June 9, 2005 at 12:43 pm
I have a query that returns ~ 80000 rows. It has a number of joins that join data in the order of 5000 rows to 30 rows.
The query runs quickly (a second), but when as I turn it into a stored procedure and execute it it takes 40 seconds to run.
The execution plans are different - but the SP's EP seems to be more efficient - using nest loop joins instead of hash matching. I think the query itself is a red herring but I really need to know why this might be happening.
When the query becomes more complicated (more joins to large tables) the problem is multiplied (the query runs in under 10 seconds - the exec sp takes over 10 mins.
Any ideas????
Thanks
Alex Weatherall
June 9, 2005 at 1:33 pm
Can you post the code of the sp??
Also you might have to take a look at parameter sniffing, and today's article : Real World Query Plans
June 9, 2005 at 1:44 pm
If it is parameter sniffing then there is another very useful article on this by Ken Henderson at
http://blogs.msdn.com/khen1234/archive/2005/06/02/424228.aspx
hth
Dave
June 10, 2005 at 2:43 am
Hello,
SQL server use serveral methods to optimize.

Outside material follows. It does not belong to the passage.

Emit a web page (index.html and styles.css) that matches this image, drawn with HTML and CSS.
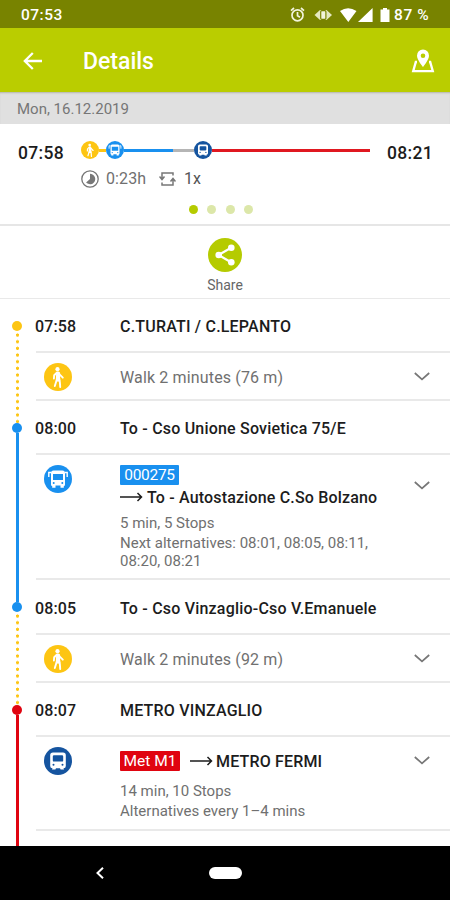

I observed than the optimizer change when the table is large >1.000.000 records. SQL decide use the force (parallel scan)
If you want same results in store procedure that query analyser I use the hits (you can find help in sql help FROM reference) lock and index and I compare the where. having, group clausule and try fix with the adecuate index. Can be very usefull have all fields of the index, minimun the firsts
take out the select sentences of transaction.
If you use transaction use nolock hit in the select sentences from the table that usually block (large tables, object with X with sp_lock,etc)
use with care, It is very dificult, because you must know why exists the indexs if you can drop it, etc.
look if the query plan in sp is the same query analyser.
Pedro
June 10, 2005 at 10:25 am
Hi there,
Thanks this helped a bit. The dummy parameter solution from Ken did stop the problem in my sp. However this is also occuring in inline functions - which confused me as I thought all they did was expand into the surrounding query. e.g if I have function :
CREATE FUNCTION foo (@bar int) RETURNS TABLE AS RETURN (SELECT c.a, d.b FROM c INNER JOIN d on c.a = d.a WHERE d.bar = @bar)
Then surely this :
SELECT * FROM dbo.foo(1)
is the equivalent to :
SELECT * FROM (SELECT c.a, d.b FROM c INNER JOIN d on c.a = d.a WHERE d.bar = 1)
so why do inline functions also suffer from parameter sniffing? By the way this function doesn't necessarily suffer from this problem. I was using it as an example of the inline expansion.
Is there any other way to get round the problem other than the dummy parameter approach as this means changing the inline function to a multi line function - and you can't not supply the dummy parameter so it doesn't necessarily fix the parameter sniffing problem? How can I work out what part of my queries are likely to be causing sql server behave like this - are there any likely common causes? How about changes to index design - would that help? The 2 main base tables have in the order of 500,000 rows.
Thanks,
Alex
June 10, 2005 at 11:43 am
To name a few :
use "force plan"
use join hints.
make 2 different functions (1 for each set of params that need different plan).
The param trick you just learned.
Run the function periodically with a good set of params so that the cached plan is always correct.
You could try recompile if the recompile hit is smaller than the bad plan.
Make sure the stats are up to date (expect that sql server will fail at keeping 'em up to date.)
None of 'em is really pretty. The simplest one, I think, is the param trick. You know it'll always more with little effort.
June 15, 2005 at 6:48 am
If the Stored Proc was created sometimes back, it might be worth trying recompiling the Stored Proc. With that, it recreates the Execution Plan for the SP w.r.t current database Indexes, statistics and table size.